Choices, choices.
As I was doing the last reply, I was being called for a real home made breakfast! First real food in 2 weeks.
There was probably 3 or 4 different systems in the LTAC time. They all seemed to quietly retire to the rear with out much hoopla or use.
As for freq hopping, you are probably restricted more because of my generation. Aside from tac split freqs, we used to jump into the ham bands & others to break the boredom in quiet times. This generated many a pink sheet from DOC, for out of band ops. We also used to experiment more with our eqt, to find the limits & keep our skills sharp. All though the rules were explicit, we were always pushing the envelope, trying different ways to operate the radios. The only radios, that we didn't mess with were the CPRC 26's, for obvious reasons. The 510 & PRC 25's were fair game as was every thing else. I think we gave new meaning to split freq RRB, with some of our improvised nets. A lot of the playing invovled non auth eqt mods.

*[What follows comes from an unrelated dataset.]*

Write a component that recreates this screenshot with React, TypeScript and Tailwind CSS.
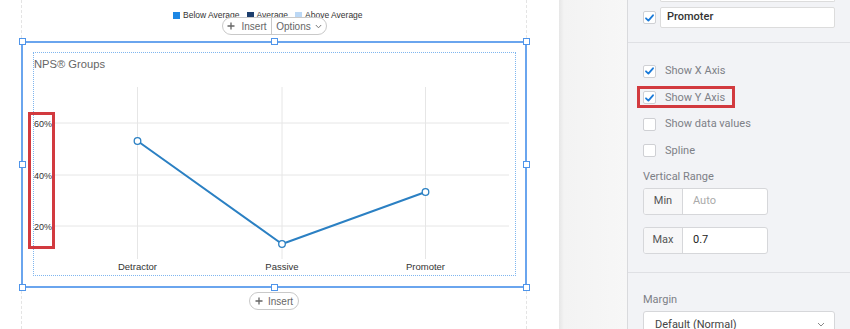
import React from "react";

const Check = ({ checked }: { checked?: boolean }) => (
  <div className="flex h-[13px] w-[13px] shrink-0 items-center justify-center rounded-[2px] border border-[#cfd0d4] bg-white">
    {checked && (
      <svg width="9" height="8" viewBox="0 0 9 8">
        <path d="M1 4.3 L3.4 6.6 L8 1.3" fill="none" stroke="#1a7ad9" strokeWidth="1.8" strokeLinecap="round" strokeLinejoin="round" />
      </svg>
    )}
  </div>
);

const PlusIcon = () => (
  <svg width="8" height="8" viewBox="0 0 8 8">
    <path d="M4 0.5 V7.5 M0.5 4 H7.5" stroke="#666" strokeWidth="1.3" />
  </svg>
);

const Handle = ({ cls }: { cls: string }) => (
  <div className={`absolute h-[7px] w-[7px] border border-[#4f95ea] bg-white ${cls}`} />
);

const Chart = () => {
  const pts = [
    [103.5, 64],
    [248, 167],
    [391.5, 115],
  ];
  return (
    <svg width="481" height="198" className="block">
      {[46, 98, 149].map((y) => (
        <line key={y} x1="19" x2="475" y1={y} y2={y} stroke="#e6e6e6" strokeWidth="1" />
      ))}
      {[103.5, 248, 391.5].map((x) => (
        <line key={x} x1={x} x2={x} y1="10" y2="182" stroke="#e6e6e6" strokeWidth="1" />
      ))}
      {[
        ["60%", 50],
        ["40%", 101.5],
        ["20%", 152.5],
      ].map(([t, y]) => (
        <text key={t as string} x="0" y={y as number} fontSize="9" fill="#333" fontFamily="'Liberation Sans', Arial, sans-serif">
          {t}
        </text>
      ))}
      <polyline
        points={pts.map((p) => p.join(",")).join(" ")}
        fill="none"
        stroke="#2b80c3"
        strokeWidth="2"
        strokeLinejoin="round"
      />
      {pts.map(([x, y]) => (
        <circle key={x} cx={x} cy={y} r="3.3" fill="#fff" stroke="#2b80c3" strokeWidth="1.3" />
      ))}
      {[
        ["Detractor", 103.5],
        ["Passive", 248],
        ["Promoter", 391.5],
      ].map(([t, x]) => (
        <text key={t as string} x={x as number} y="192.5" textAnchor="middle" fontSize="9.5" fill="#333" fontFamily="'Liberation Sans', Arial, sans-serif">
          {t}
        </text>
      ))}
    </svg>
  );
};

export default function App() {
  return (
    <div className="flex h-[329px] w-[850px] overflow-hidden bg-white">
      {/* Left page */}
      <div className="relative h-full w-[559px] shrink-0 bg-white font-['Liberation_Sans',Arial,sans-serif]">
        <div className="ml-[21px] flex h-full w-[506px] flex-col border-x border-dashed border-[#e4e4e4]">
          {/* legend of previous chart */}
          <div className="mt-[11px] flex h-[9px] items-center pl-[151px] text-[8.5px] leading-none text-[#333]">
            <span className="mr-[3px] h-[7px] w-[7px] bg-[#1d87e4]" />
            <span className="mr-[7px]">Below Average</span>
            <span className="mr-[3px] h-[7px] w-[7px] bg-[#1d3f6e]" />
            <span className="mr-[7px]">Average</span>
            <span className="mr-[3px] h-[7px] w-[7px] bg-[#bcd8f5]" />
            <span>Above Average</span>
          </div>
          {/* selected chart */}
          <div className="-mx-px mt-[21px] h-[247px] border-2 border-[#6aa5ee] pb-[10px] pl-[10px] pr-[9px] pt-[9px]">
            <div className="h-[224px] w-[483px] border border-dotted border-[#7fb6ef]">
              <div className="h-[24px] pt-[4px] text-[11.2px] leading-[14px] text-[#666]">NPS® Groups</div>
              <Chart />
            </div>
          </div>
          {/* bottom insert */}
          <div className="mt-[4px] flex h-[18px] w-[50px] items-center justify-center gap-[5px] self-center rounded-full border border-[#c9c9c9] bg-white text-[10px] text-[#666]">
            <PlusIcon />
            <span>Insert</span>
          </div>
        </div>

        {/* top insert / options pill */}
        <div className="absolute left-[222px] top-[17px] flex h-[18px] w-[105px] items-center rounded-full border border-[#c9c9c9] bg-white text-[10px] text-[#666]">
          <div className="flex h-full w-[49px] items-center justify-center gap-[6px] border-r border-[#c9c9c9]">
            <PlusIcon />
            <span>Insert</span>
          </div>
          <div className="flex flex-1 items-center justify-center gap-[4px]">
            <span>Options</span>
            <svg width="7" height="5" viewBox="0 0 7 5">
              <path d="M0.8 1 L3.5 3.8 L6.2 1" fill="none" stroke="#777" strokeWidth="1" />
            </svg>
          </div>
        </div>

        {/* handles */}
        <Handle cls="left-[19px] top-[38px]" />
        <Handle cls="left-[271px] top-[38px]" />
        <Handle cls="left-[523px] top-[38px]" />
        <Handle cls="left-[19px] top-[161px]" />
        <Handle cls="left-[523px] top-[161px]" />
        <Handle cls="left-[19px] top-[284px]" />
        <Handle cls="left-[271px] top-[284px]" />
        <Handle cls="left-[523px] top-[284px]" />

        {/* red annotation */}
        <div className="absolute left-[28px] top-[112px] h-[137px] w-[27px] border-[3px] border-[#d23a3f]" />
      </div>

      {/* middle gap */}
      <div className="h-full w-[68px] shrink-0 bg-[linear-gradient(to_right,#e6e6e6,#f3f3f3_5px,#f7f7f7)]" />

      {/* sidebar */}
      <div className="relative h-full flex-1 border-l border-[#d9dadd] bg-[#f2f3f6] font-['Roboto',sans-serif]">
        <div className="h-[43px] border-b border-[#dfe0e4] pl-[15px] pr-[15px]">
          <div className="ml-[17px] h-[2px] rounded-b-[2px] border border-t-0 border-[#dcdcdc] bg-white" />
          <div className="mt-[5px] flex items-center gap-[4px]">
            <Check checked />
            <div className="flex h-[21px] flex-1 items-center rounded-[2px] border border-[#dcdcdc] bg-white pl-[6px] text-[11px] font-medium text-[#333]">
              Promoter
            </div>
          </div>
        </div>

        <div className="border-b border-[#dfe0e4] pl-[15px] pr-[15px] pt-[15px] pb-[18px]">
          {[
            ["Show X Axis", true],
            ["Show Y Axis", true],
            ["Show data values", false],
            ["Spline", false],
          ].map(([t, c]) => (
            <div key={t as string} className="flex h-[26.5px] items-center gap-[9px]">
              <Check checked={c as boolean} />
              <span className="text-[11px] text-[#7d8086]">{t}</span>
            </div>
          ))}
          <div className="mt-[5px] h-[16px] text-[11px] leading-[16px] text-[#7d8086]">Vertical Range</div>
          <div className="mt-[2.5px] flex h-[27px] w-[125px] overflow-hidden rounded-[3px] border border-[#d6d7da] bg-white">
            <div className="flex w-[39px] items-center justify-center border-r border-[#d6d7da] bg-[#f7f7f8] text-[11px] text-[#555]">
              Min
            </div>
            <div className="flex items-center pl-[10px] text-[11px] text-[#aaa]">Auto</div>
          </div>
          <div className="mt-[12px] flex h-[27px] w-[125px] overflow-hidden rounded-[3px] border border-[#d6d7da] bg-white">
            <div className="flex w-[39px] items-center justify-center border-r border-[#d6d7da] bg-[#f7f7f8] text-[11px] text-[#555]">
              Max
            </div>
            <div className="flex items-center pl-[10px] text-[11px] text-[#222]">0.7</div>
          </div>
        </div>

        <div className="pl-[15px] pr-[15px] pt-[19px]">
          <div className="h-[16px] text-[11px] leading-[16px] text-[#7d8086]">Margin</div>
          <div className="mt-[3px] flex h-[28px] items-center justify-between rounded-[3px] border border-[#d6d7da] bg-white pl-[11px] pr-[9px] text-[11px] leading-[14px] text-[#444]">
            <span>Default (Normal)</span>
            <svg width="8" height="5" viewBox="0 0 8 5">
              <path d="M1 1 L4 4 L7 1" fill="none" stroke="#888" strokeWidth="1" />
            </svg>
          </div>
        </div>

        {/* red annotation */}
        <div className="absolute left-[9px] top-[86px] h-[22px] w-[98px] border-[3px] border-[#d23a3f]" />
      </div>
    </div>
  );
}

In the mid 80's @ Beaverlodge, we managed to get our grubby paws on some HT's, that were quite similar to the pilot survival radios. They were a lot of fun. Col Andrews (base CO) used to shake his head at his lead radar tech, rad det NCO, & sec offr (me). To this day I think he would dis avow any knowledge of our antics.
The HT's were interesting because my BDF team, could use burst mode for our field comms & the base rad det couldn't track us. Seems to me they were US issue on loan.
Short & long of it, was that we were never idle always playing with the equipment.